I will be saved the purgatory of driving him to and from school twice a day, snagged in the traffic, and subject to his erratic schedule. Statements that have a slim chance of reaching me via WhatsApp, like ‘Dad, I forgot I have a hockey practise can you fetch me at 6pm’ or ‘Please fetch me after lunch, I got the date of my detention wrong’ will cease to exist.
No longer will I have to drop everything to take forgotten athletics shoes or homework projects through the clogged streets to his school. He can continue building his independence, with his own set of keys and a bicycle. He asked if he couldn’t rather stay dependant a little longer. He can’t, and nor can I.
We will leave behind a rich tapestry of domesticity, and create a new home together with the things we elect to take with us. What we don’t need will be sold or given away. A friend counselled me that I’d made this home we’re in with love, and would make our new home with love too. I found this simple insight tremendously comforting, as it provides me with a simple plan. All I have to do is move with love. I do not have to fret too much. We can strip away superfluous things, and start again with what we have.
On the first of every month I will wake up with a credit in my bank account, due to the disparity between the rental income I receive and the amount I will need to pay. This is hugely comforting. I will leave behind the financial black hole that threatened to engulf me in 2018, like a little spaceship which hits the light speed switch and escapes to another galaxy.

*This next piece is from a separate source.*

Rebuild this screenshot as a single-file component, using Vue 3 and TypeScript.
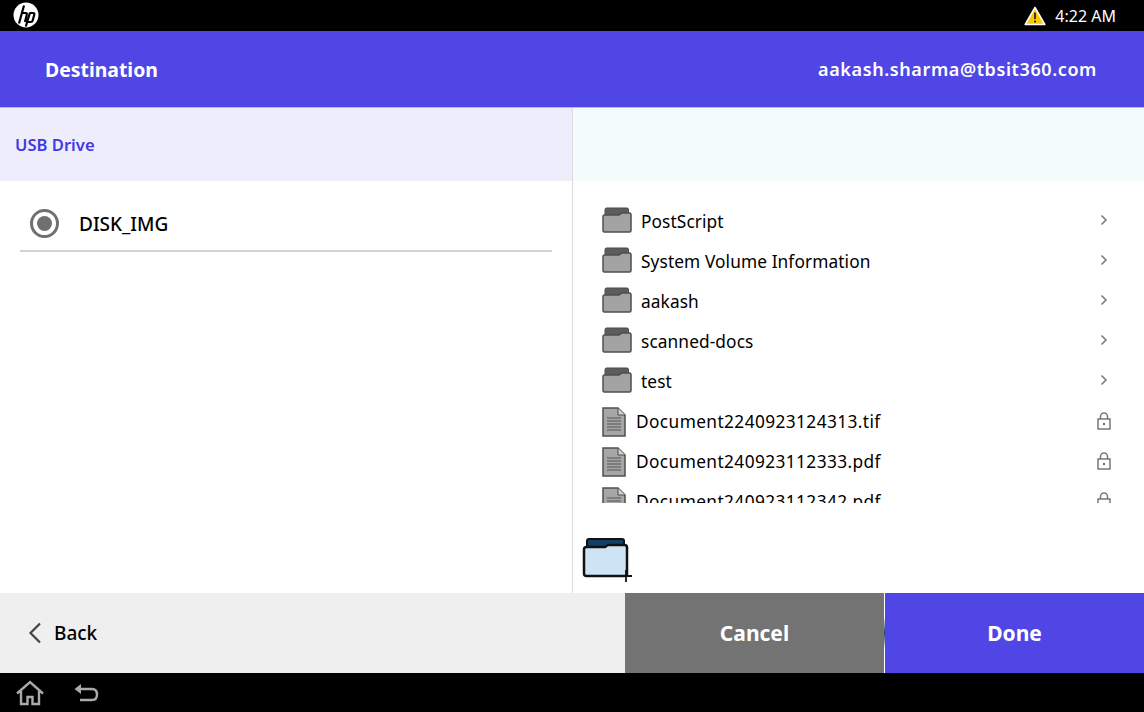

It will be a special time for my son and I. What more could a father ask for? I think that he needs me too, and when we chatted last night about how we would live harmoniously together, and what the secret of our success might be, his answer impressed me. ‘Dad,’ he said, ‘We’re very similar.’ I was intrigued, as this has never occurred to me before. ‘We both have our moods, you know,’ he continued. ‘All we have to do is think of ourselves so that we can understand each other.’ Put yourself in the other person’s shoes. I found this to be compassionate and wise.
Occasionally volatile and often unpredictable, yet also consistently kind and caring, my teenage son is an amalgamation of developing behaviours and quite endearing attitudes about the world. To my surprise he then said ‘We also both have man issues.’ Again, this was new to me. I certainly have ‘man issues’ – I didn’t know he had them too. I asked him what he meant.
‘Well, imagine if I had to continue living with mom and my sister. I would go mad.’ Once again his insight was an adroit one. I could also certainly live with my daughter, and will miss her while she remains in Germany, but could certainly not tolerate her mother for as long as it takes to toss a salad (just to be safe, I’ll let you know that she too would shudder at the idea of living with me.)
Boxes are to be procured and packed, cups and plates and glasses and the practical things we’re lucky enough to have. Books will be put into piles, and beds disassembled. We will arrive crosstown, unpack, and shift things around, reconfiguring the future, and with each step, there will be love.